INFORMATION PROVIDED:
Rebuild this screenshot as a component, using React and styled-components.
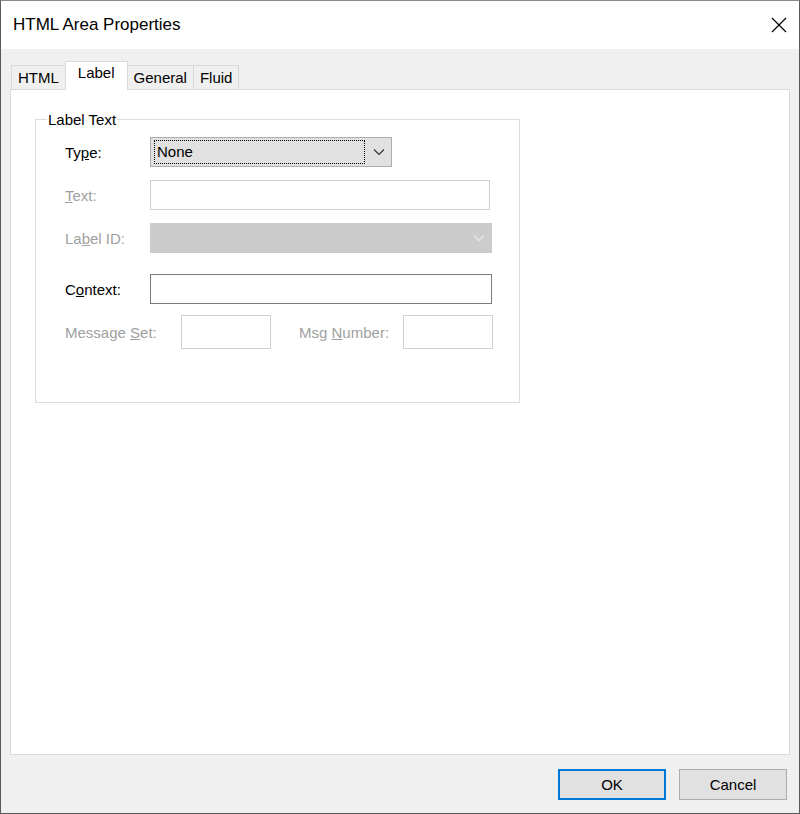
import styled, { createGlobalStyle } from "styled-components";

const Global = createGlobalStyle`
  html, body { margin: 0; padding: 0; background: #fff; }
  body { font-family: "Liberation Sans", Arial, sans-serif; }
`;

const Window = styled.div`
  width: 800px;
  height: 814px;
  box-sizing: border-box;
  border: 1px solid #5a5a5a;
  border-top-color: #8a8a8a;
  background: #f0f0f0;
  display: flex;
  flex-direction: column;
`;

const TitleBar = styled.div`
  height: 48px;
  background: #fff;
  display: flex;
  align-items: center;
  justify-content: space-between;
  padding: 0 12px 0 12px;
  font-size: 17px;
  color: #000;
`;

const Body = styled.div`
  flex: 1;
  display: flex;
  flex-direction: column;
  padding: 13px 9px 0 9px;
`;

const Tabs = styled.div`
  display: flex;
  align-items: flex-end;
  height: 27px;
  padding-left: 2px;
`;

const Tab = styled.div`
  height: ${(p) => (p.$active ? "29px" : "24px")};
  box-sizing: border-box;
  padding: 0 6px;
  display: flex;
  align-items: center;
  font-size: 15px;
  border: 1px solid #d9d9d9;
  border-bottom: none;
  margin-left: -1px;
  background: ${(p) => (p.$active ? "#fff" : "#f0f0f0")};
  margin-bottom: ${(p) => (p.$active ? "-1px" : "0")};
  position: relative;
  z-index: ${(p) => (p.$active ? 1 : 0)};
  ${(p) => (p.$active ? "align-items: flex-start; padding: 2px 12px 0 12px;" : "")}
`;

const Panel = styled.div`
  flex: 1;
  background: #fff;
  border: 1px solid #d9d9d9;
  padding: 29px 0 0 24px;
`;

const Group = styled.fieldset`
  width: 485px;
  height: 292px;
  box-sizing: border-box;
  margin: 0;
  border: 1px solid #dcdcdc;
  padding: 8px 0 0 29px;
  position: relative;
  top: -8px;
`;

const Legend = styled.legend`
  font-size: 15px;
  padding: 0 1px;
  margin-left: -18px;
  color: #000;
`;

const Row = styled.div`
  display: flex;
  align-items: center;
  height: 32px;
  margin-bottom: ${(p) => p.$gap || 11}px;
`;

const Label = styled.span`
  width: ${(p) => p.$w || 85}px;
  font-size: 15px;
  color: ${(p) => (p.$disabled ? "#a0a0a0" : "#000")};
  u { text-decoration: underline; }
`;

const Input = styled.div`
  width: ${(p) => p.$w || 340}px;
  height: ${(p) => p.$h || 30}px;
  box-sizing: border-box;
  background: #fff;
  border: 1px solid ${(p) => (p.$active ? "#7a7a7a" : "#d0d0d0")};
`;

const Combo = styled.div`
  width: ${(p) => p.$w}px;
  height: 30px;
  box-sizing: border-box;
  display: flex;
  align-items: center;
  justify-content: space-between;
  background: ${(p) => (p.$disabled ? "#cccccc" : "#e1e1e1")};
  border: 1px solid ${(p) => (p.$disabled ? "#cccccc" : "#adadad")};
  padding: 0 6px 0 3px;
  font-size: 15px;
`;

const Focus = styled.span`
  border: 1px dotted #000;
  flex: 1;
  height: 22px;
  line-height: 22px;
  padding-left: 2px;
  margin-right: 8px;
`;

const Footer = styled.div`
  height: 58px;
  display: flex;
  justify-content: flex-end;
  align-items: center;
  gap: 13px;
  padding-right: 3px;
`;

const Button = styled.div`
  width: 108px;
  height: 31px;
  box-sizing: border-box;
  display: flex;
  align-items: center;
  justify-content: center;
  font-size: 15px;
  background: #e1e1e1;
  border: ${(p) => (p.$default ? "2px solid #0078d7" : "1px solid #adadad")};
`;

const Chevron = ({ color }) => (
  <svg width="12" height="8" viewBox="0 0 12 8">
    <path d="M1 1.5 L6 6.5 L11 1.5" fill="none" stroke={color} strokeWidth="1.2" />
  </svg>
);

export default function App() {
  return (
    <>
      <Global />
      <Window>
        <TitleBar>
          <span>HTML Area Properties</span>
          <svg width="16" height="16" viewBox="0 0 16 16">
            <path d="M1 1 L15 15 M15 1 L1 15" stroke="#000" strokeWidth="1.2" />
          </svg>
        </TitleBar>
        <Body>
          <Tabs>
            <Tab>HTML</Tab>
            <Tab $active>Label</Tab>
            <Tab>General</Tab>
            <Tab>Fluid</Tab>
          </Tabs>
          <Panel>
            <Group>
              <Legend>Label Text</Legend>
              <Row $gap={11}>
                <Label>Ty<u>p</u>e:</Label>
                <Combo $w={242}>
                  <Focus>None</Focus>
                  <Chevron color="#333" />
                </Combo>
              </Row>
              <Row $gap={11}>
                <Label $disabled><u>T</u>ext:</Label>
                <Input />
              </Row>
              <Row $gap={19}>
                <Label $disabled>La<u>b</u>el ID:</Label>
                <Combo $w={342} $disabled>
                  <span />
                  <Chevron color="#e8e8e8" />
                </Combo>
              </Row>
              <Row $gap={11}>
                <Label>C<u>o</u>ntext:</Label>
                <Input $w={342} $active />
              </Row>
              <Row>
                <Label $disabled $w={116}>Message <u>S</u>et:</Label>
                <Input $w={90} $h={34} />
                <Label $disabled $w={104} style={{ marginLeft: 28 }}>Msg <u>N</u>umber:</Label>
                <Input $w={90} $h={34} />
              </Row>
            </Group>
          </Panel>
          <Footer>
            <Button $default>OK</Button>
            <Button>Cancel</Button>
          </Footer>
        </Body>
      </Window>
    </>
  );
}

PROMPT:
How many of the lines above contain the string "components"? Give the number only.

TASK SOLUTION:
2